BREAKING: Gold EXPLODES Past $4,000!

Independent Star Breaking News
BREAKING NEWS ALERT

Gold prices smashed through the historic $4,000 barrier as Americans scramble for protection against the damage of Biden-era inflation, and President Trump’s bold moves to reshape global trade expose the fragility of our economic system.

Key Points

  • Gold surged past $4,000 per ounce for the first time, gaining over 50% this year.
  • Americans are buying gold heavily to protect against persistent inflation from previous fiscal mismanagement.
  • Central banks worldwide are hedging against potential U.S. sanctions under Trump’s aggressive trade policies.
  • Federal Reserve rate cuts are fueling the precious metals rally amid economic uncertainty.

Historic Gold Surge Reflects Economic Anxiety

Gold futures hit $4,005.80 per ounce on Tuesday, October 7, 2025, marking an unprecedented milestone that underscores deep-seated concerns about America’s economic stability.

The precious metal has gained more than 50% this year, reflecting widespread anxiety about geopolitical tensions and the lingering effects of inflationary policies from the previous administration.

This dramatic surge demonstrates how Americans are taking personal responsibility for protecting their wealth when government fiscal management fails them.

Trump’s Trade Revolution Sparks Global Hedging

President Trump’s aggressive overhaul of the global trade system is forcing nations worldwide to reconsider their financial strategies, with many turning to gold as insurance.

Central banks are purchasing the precious metal at record levels, seeking protection against potential U.S. sanctions as Trump prioritizes America First policies.

This response highlights how Trump’s willingness to challenge unfavorable international agreements is reshaping global economics, forcing other nations to prepare for a new era where America won’t accept disadvantageous deals.
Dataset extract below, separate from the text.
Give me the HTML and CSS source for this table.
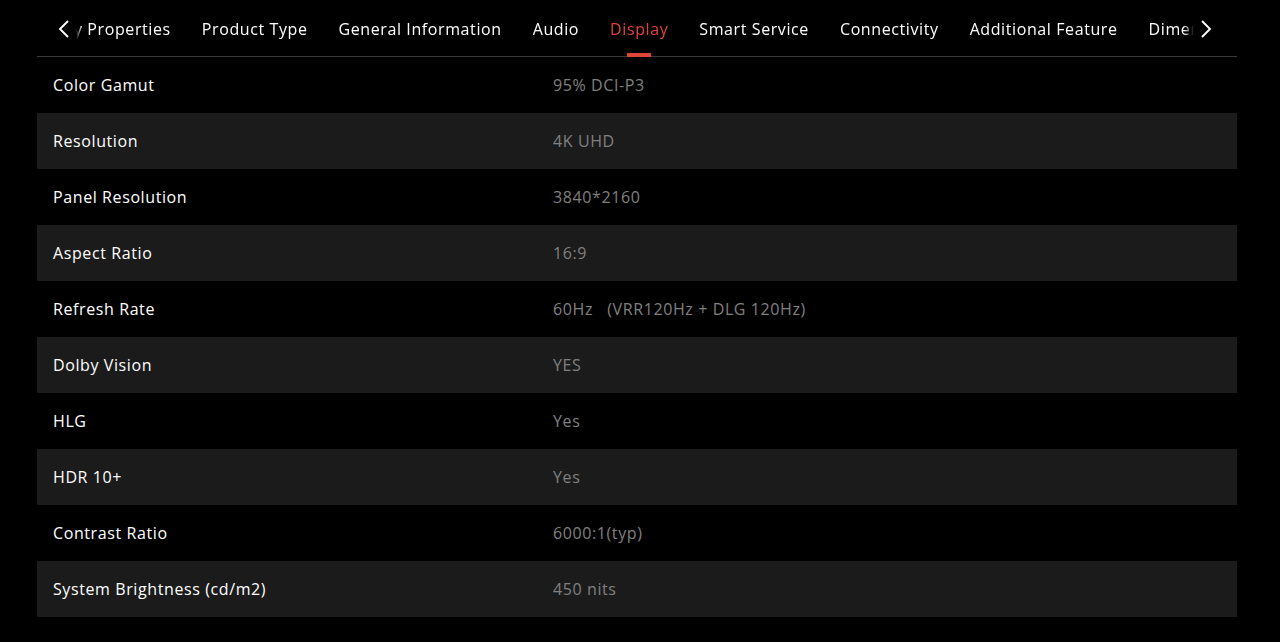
FILE: index.html
```html
<!DOCTYPE html>
<html lang="en">
<head>
<meta charset="utf-8">
<title>Specs - Display</title>
<link rel="stylesheet" href="styles.css">
</head>
<body>
<div class="specs">
  <nav class="tabs">
    <button class="arrow" aria-label="Previous">
      <svg width="14" height="20" viewBox="0 0 14 20"><path d="M11 2 L3 10 L11 18" fill="none" stroke="#fff" stroke-width="1.9"/></svg>
    </button>
    <div class="viewport">
      <ul class="tab-list">
        <li class="tab">Key Properties</li>
        <li class="tab">Product Type</li>
        <li class="tab">General Information</li>
        <li class="tab">Audio</li>
        <li class="tab active">Display</li>
        <li class="tab">Smart Service</li>
        <li class="tab">Connectivity</li>
        <li class="tab">Additional Feature</li>
        <li class="tab">Dimensions</li>
      </ul>
    </div>
    <button class="arrow" aria-label="Next">
      <svg width="14" height="20" viewBox="0 0 14 20"><path d="M3 2 L11 10 L3 18" fill="none" stroke="#fff" stroke-width="1.9"/></svg>
    </button>
  </nav>
  <div class="table">
    <div class="row"><div class="label">Color Gamut</div><div class="value">95% DCI-P3</div></div>
    <div class="row"><div class="label">Resolution</div><div class="value">4K UHD</div></div>
    <div class="row"><div class="label">Panel Resolution</div><div class="value">3840*2160</div></div>
    <div class="row"><div class="label">Aspect Ratio</div><div class="value">16:9</div></div>
    <div class="row"><div class="label">Refresh Rate</div><div class="value">60Hz&nbsp;&nbsp;&nbsp;(VRR120Hz + DLG 120Hz)</div></div>
    <div class="row"><div class="label">Dolby Vision</div><div class="value">YES</div></div>
    <div class="row"><div class="label">HLG</div><div class="value">Yes</div></div>
    <div class="row"><div class="label">HDR 10+</div><div class="value">Yes</div></div>
    <div class="row"><div class="label">Contrast Ratio</div><div class="value">6000:1(typ)</div></div>
    <div class="row"><div class="label">System Brightness (cd/m2)</div><div class="value">450 nits</div></div>
  </div>
</div>
</body>
</html>
```

FILE: styles.css
```css
html, body {
  margin: 0;
  padding: 0;
  background: #000;
}
body {
  font-family: "Open Sans", "Liberation Sans", sans-serif;
  font-size: 16px;
  letter-spacing: 0.6px;
  color: #fff;
  overflow: hidden;
}
.specs {
  width: 1200px;
  margin-left: 37px;
}
.tabs {
  display: flex;
  align-items: center;
  height: 57px;
  border-bottom: 1px solid #3a3a3a;
  box-sizing: border-box;
  padding-left: 15px;
}
.arrow {
  flex: none;
  width: 24px;
  height: 57px;
  padding: 0;
  border: 0;
  background: transparent;
  display: flex;
  align-items: center;
  justify-content: center;
  cursor: pointer;
}
.arrow svg {
  margin-top: 2px;
}
.viewport {
  flex: none;
  width: 1118px;
  height: 57px;
  overflow: hidden;
  -webkit-mask-image: linear-gradient(to right, transparent 0, #000 6px, #000 1108px, transparent 1118px);
  mask-image: linear-gradient(to right, transparent 0, #000 6px, #000 1108px, transparent 1118px);
}
.tab-list {
  list-style: none;
  margin: 0;
  padding: 0;
  display: flex;
  gap: 31px;
  height: 57px;
  transform: translateX(-22px);
}
.tab {
  position: relative;
  flex: none;
  white-space: nowrap;
  line-height: 57px;
  height: 57px;
  padding-top: 1px;
  box-sizing: border-box;
  font-size: 16px;
  color: #fff;
}
.tab.active {
  color: #e0443a;
}
.tab.active::after {
  content: "";
  position: absolute;
  left: 50%;
  bottom: 0;
  width: 24px;
  height: 4px;
  margin-left: -12px;
  background: #e0443a;
}
.table {
  display: flex;
  flex-direction: column;
}
.row {
  display: flex;
  align-items: center;
  height: 56px;
  padding-left: 16px;
}
.row:nth-child(even) {
  background: #1b1b1b;
}
.label {
  width: 500px;
  flex: none;
  color: #fff;
}
.value {
  color: #808080;
}
```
Federal Reserve Policies Fuel Precious Metals Rally

The Federal Reserve’s September interest rate cut has accelerated gold’s ascent, with markets anticipating two additional cuts this year. Lower interest rates make non-yielding assets like gold more attractive compared to bonds and savings accounts.

However, this monetary policy also raises concerns about the Fed’s independence, as Trump has previously criticized the central bank’s decisions. Conservative investors understand that sound money principles and limited government intervention create more stable economic conditions than endless monetary manipulation.

Americans Seek Protection from Inflation Legacy

Retail investors are driving significant demand for gold as they seek protection against stubborn inflation that continues to erode purchasing power. This reflects the lasting damage from years of excessive government spending and money printing under previous leadership.

Bank of America warns that gold may face “uptrend exhaustion” and potential correction in the fourth quarter, yet continued consumer demand suggests Americans have learned hard lessons about protecting their savings from government-created economic instability and currency debasement.